I suppose Anglo Saxon is more traditional, but then where my dad comes from they swear non-stop. They often swear in English, too, even when not speaking it!

EDIT: I wish I'd never bothered about the fucking scanner!

 :Wink:   :Wink:   :Wink:   :Wink: 

----------

## davecs

 *Gentree wrote:*   

> What are you clocking your athlon at/ FSB?

 

Could be another bloody thread here!

I've set the FSB speed to 200MHz (aka 400MHz).

The on-board graphics on the Shuttle mobo don't like that speed, so I had to plug in a cheap graphics card. It's a well known trick. You get a mobo that can go at 200MHz, put an Barton XP2500+ processor on it, and set the FSB to 200 (instead of the recommended 166). You also have to up the cpu voltage to 1.7v. I've set the fans to speed up at 52 C, at the moment according to lm-sensors it's about 47 C. It sometimes gets the fans going when compiling, as soon as they get loud, it cools to 51, and they come on and off! No special precautions taken re: cooling, except to use some silver compound instead of the white goop supplied with the Shuttle kit.

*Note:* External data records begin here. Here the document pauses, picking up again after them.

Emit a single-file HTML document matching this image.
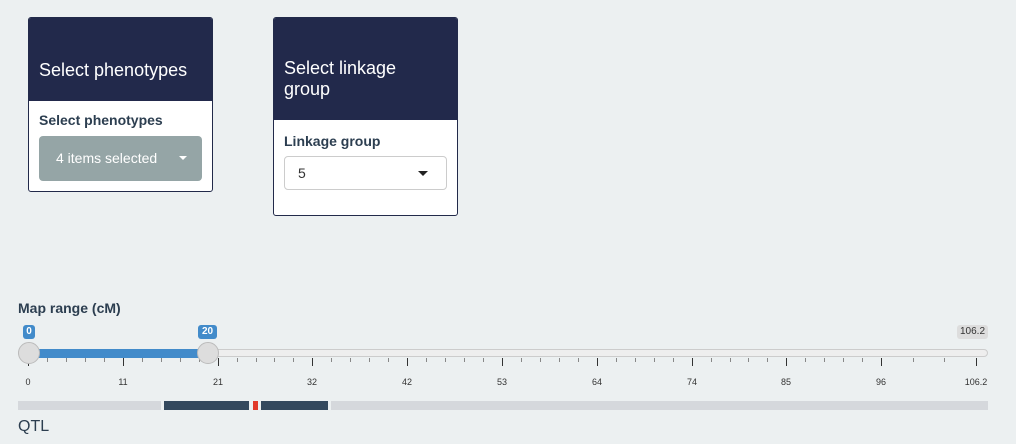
<!DOCTYPE html>
<html><head><style>
body{margin:0;width:1016px;height:444px;background:#ecf0f1;font-family:"Liberation Sans",sans-serif;position:relative;overflow:hidden}
.box{position:absolute;background:#fff;border:1px solid #222a4a;border-radius:3px;overflow:hidden}
.hd{background:#22294b;color:#fff;font-size:18px;line-height:22px}
.lbl{color:#2c3e50;font-size:14px;font-weight:bold;position:absolute}
.a{position:absolute}
.tk{position:absolute;width:1px;background:#333}
.tl{position:absolute;font-size:9px;color:#333;width:40px;text-align:center;top:377px}
.h{position:absolute;width:20px;height:20px;border-radius:50%;background:#ddd;border:1px solid #bbb;top:342px}
.v{position:absolute;background:#428bca;color:#fff;font-size:10px;font-weight:bold;border-radius:3px;top:325px;height:14px;line-height:14px;text-align:center}
</style></head><body>
<div class="box" style="left:28px;top:17px;width:183px;height:173px">
 <div class="hd" style="height:42px;padding:41px 0 0 10px">Select phenotypes</div>
 <div class="lbl" style="left:10px;top:94px">Select phenotypes</div>
 <div class="a" style="left:10px;top:118px;width:163px;height:45px;background:#95a5a6;border-radius:4px;color:#fff;font-size:14px;line-height:45px">
  <span style="position:absolute;left:17px">4 items selected</span>
  <span style="position:absolute;left:140px;top:20px;border:4px solid transparent;border-top:4px solid #fff;border-bottom:0"></span>
 </div>
</div>
<div class="box" style="left:273px;top:17px;width:183px;height:197px">
 <div class="hd" style="height:62px;padding:40px 0 0 10px;line-height:21px">Select linkage<br>group</div>
 <div class="lbl" style="left:10px;top:115px">Linkage group</div>
 <div class="a" style="left:10px;top:138px;width:161px;height:32px;border:1px solid #ccc;border-radius:4px;color:#333;font-size:14px;line-height:32px">
  <span style="position:absolute;left:13px">5</span>
  <span style="position:absolute;left:133px;top:14px;border:5px solid transparent;border-top:5px solid #222;border-bottom:0"></span>
 </div>
</div>
<div class="a" style="left:18px;top:300px;font-size:14px;font-weight:bold;color:#2c3e50">Map range (cM)</div>
<div class="a" style="left:18px;top:349px;width:970px;height:8px;background:#eee;border:1px solid #ccc;border-radius:5px;box-sizing:border-box"></div>
<div class="a" style="left:29px;top:349px;width:179px;height:9px;background:#428bca"></div>
<div class="v" style="left:23px;width:12px">0</div>
<div class="v" style="left:198px;width:19px">20</div>
<div class="a" style="left:957px;top:325px;width:31px;height:14px;background:#ddd;border-radius:3px;font-size:10px;line-height:14px;text-align:center;color:#333">106.2</div>
<div id="t"></div>
<div class="h" style="left:18px"></div>
<div class="h" style="left:197px"></div>
<div class="a" style="left:18px;top:401px;width:143px;height:9px;background:#d5d8dc"></div>
<div class="a" style="left:164px;top:401px;width:85px;height:9px;background:#34495e"></div>
<div class="a" style="left:253px;top:401px;width:5px;height:9px;background:#e13a2a"></div>
<div class="a" style="left:261px;top:401px;width:67px;height:9px;background:#34495e"></div>
<div class="a" style="left:331px;top:401px;width:657px;height:9px;background:#d5d8dc"></div>
<div class="a" style="left:18px;top:418px;font-size:16px;color:#2c3e50">QTL</div>
<script>
var t=document.getElementById('t'),h='',L=['0','11','21','32','42','53','64','74','85','96','106.2'];
for(var i=0;i<11;i++){var x=28+i*94.8;h+='<div class="tk" style="left:'+Math.round(x)+'px;top:358px;height:8px"></div><div class="tl" style="left:'+Math.round(x-20)+'px">'+L[i]+'</div>';
if(i<9){for(var j=1;j<5;j++)h+='<div class="tk" style="left:'+Math.round(x+j*18.96)+'px;top:358px;height:4px;background:#888"></div>';}
else if(i==9){for(var j=1;j<3;j++)h+='<div class="tk" style="left:'+Math.round(x+j*31.6)+'px;top:358px;height:4px;background:#888"></div>';}}
t.innerHTML=h;
</script>
</body></html>
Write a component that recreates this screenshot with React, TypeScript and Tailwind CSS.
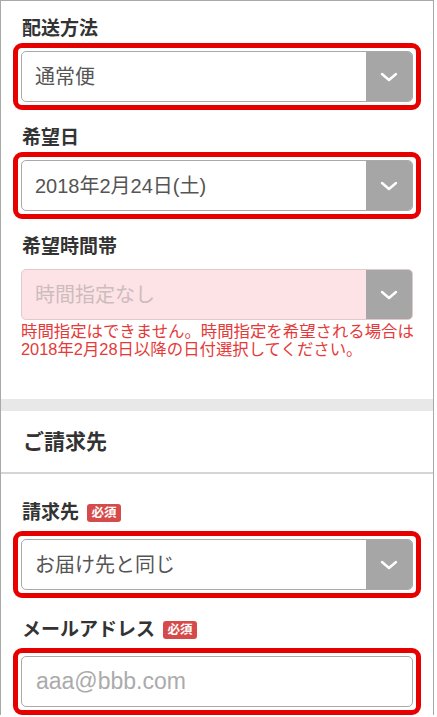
import React from "react";

const font = "font-['Liberation_Sans','Noto_Sans_CJK_JP',sans-serif]";

function Chevron() {
    return (
        <svg width="18" height="10" viewBox="0 0 18 10" fill="none">
            <path d="M2 2 L9 8 L16 2" stroke="white" strokeWidth="2.4" strokeLinecap="round" strokeLinejoin="round" />
        </svg>
    );
}

function Badge() {
    return (
        <span className="ml-[8px] inline-flex h-[18px] w-[34px] items-center justify-center rounded-[3px] bg-[#d64a4a] text-[12.5px] font-bold leading-none text-white">
            必須
        </span>
    );
}

function Label({ text, required }: { text: string; required?: boolean }) {
    return (
        <div className={`flex items-center pl-[9px] text-[19px] font-bold text-[#333] ${required ? "h-[36px]" : "h-[28px]"}`}>
            {text}
            {required && <Badge />}
        </div>
    );
}

function Select({ value, disabled }: { value: string; disabled?: boolean }) {
    return (
        <div
            className={`flex h-[51px] overflow-hidden rounded-[5px] border ${disabled ? "border-[#e2c9cb] bg-[#fde3e5]" : "border-[#a9a9a9] bg-white"
                }`}
        >
            <div className={`flex flex-1 items-center pl-[13px] text-[20px] ${disabled ? "text-[#cdbcbd]" : "text-[#555]"}`}>
                {value}
            </div>
            <div className="flex w-[46px] items-center justify-center bg-[#a6a6a6]">
                <Chevron />
            </div>
        </div>
    );
}

function RedBox({ children }: { children: React.ReactNode }) {
    return <div className="rounded-[9px] border-[5px] border-[#e60000] p-[3px]">{children}</div>;
}

export default function App() {
    return (
        <div className={`h-[717px] w-[437px] overflow-hidden bg-white ${font}`}>
            <div className="w-[434px] border-x border-t border-[#a8a8a8] bg-white">
                <section className="flex flex-col px-[12px] pt-[14px] pb-[41px]">
                    <Label text="配送方法" />
                    <RedBox>
                        <Select value="通常便" />
                    </RedBox>

                    <div className="mt-[14px]">
                        <Label text="希望日" />
                    </div>
                    <RedBox>
                        <Select value="2018年2月24日(土)" />
                    </RedBox>

                    <div className="mt-[14px]">
                        <Label text="希望時間帯" />
                    </div>
                    <div className="mx-[8px] mt-[8px]">
                        <Select value="時間指定なし" disabled />
                        <p className="mt-[2px] whitespace-nowrap text-[16.4px] leading-[18px] text-[#e53a3a]">
                            時間指定はできません。時間指定を希望される場合は
                            <br />
                            2018年2月28日以降の日付選択してください。
                        </p>
                    </div>
                </section>

                <div className="h-[12px] bg-[#e8e8e8]" />

                <div className="flex h-[63px] items-center border-b-2 border-[#d5d5d5] px-[22px] text-[21px] font-bold text-[#333]">
                    ご請求先
                </div>

                <section className="flex flex-col px-[12px] pt-[21px]">
                    <Label text="請求先" required />
                    <RedBox>
                        <Select value="お届け先と同じ" />
                    </RedBox>

                    <div className="mt-[14px]">
                        <Label text="メールアドレス" required />
                    </div>
                    <RedBox>
                        <div className="flex h-[51px] items-center rounded-[5px] border border-[#a9a9a9] bg-white pl-[14px] text-[23px] text-[#ababab]">
                            aaa@bbb.com
                        </div>
                    </RedBox>
                </section>
            </div>
        </div>
    );
}
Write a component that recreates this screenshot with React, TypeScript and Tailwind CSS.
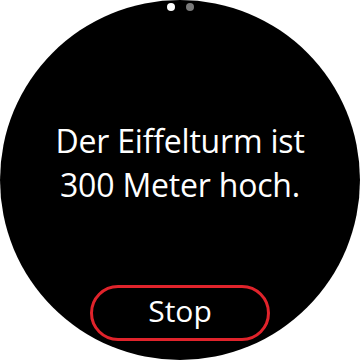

Basically the XP2500 is identical to an XP3200 except for the FSB speed. As soon as you set the FSB to 200 the BIOS reports it as a 3200+. Only it's less than half the price. 5-10% that go unstable can be run at 183MHz or so. Some people report pushing it up to 230 MHz with loads of extra cooling but I can't be bothered with anything too difficult.

XP2500s are dirt cheap now but hard to get hold of... easy to work out why!

----------

## Gentree

Thanks, 

I bought a Athlon-XP 1800+ for 66 euro-bucks last January and managed to get FSB to be reliable at 176, the cpu multiplier gives me 2.2 GHz which is impressive enough against the spec of 1.67GHz.

I didnt dare push to 1.7 volt since I figured it was obvously a "good vintage" and I probably would not be so lucky next time.

Thanks for the info, always handy to compare notes.

 :Cool: 

PS , I thought it was Fanny Arkwright, or is that her sister?

----------

## davecs

 *Gentree wrote:*   

> 
> 
> PS , I thought it was Fanny Arkwright, or is that her sister?

 

It was, of course, Sweet Fanny Adams, or Sweet FA!

The Felicity Arkwright version came from the old "mockney" TV series "Minder".

Listening to Dennis Waterman sing "Good For You" was Bad For Me!

----------

## davecs

I think I've solved the scanner problem. Took back the Packard Bell to PC World (ugh! but sometimes you have to) and exchanged it for a Canon LiDE20. This is a Plustek in disguise and works perfectly! Bit noisy, though. Just scanned a photo at 300dpi and printed it at A4 using Scribus, couldn't believe the quality.

Still with the powered hub supplying the extra oomph my poor 250w Shuttle supply with be OK!

----------

## larand54

At least - DON'T USE AGFA:s scanners. The refuse to help linux-users to use their machines.

I have a AGFA Snapscan 1212p which using the paralel port and there is no available driver for it.  :Sad: 

----------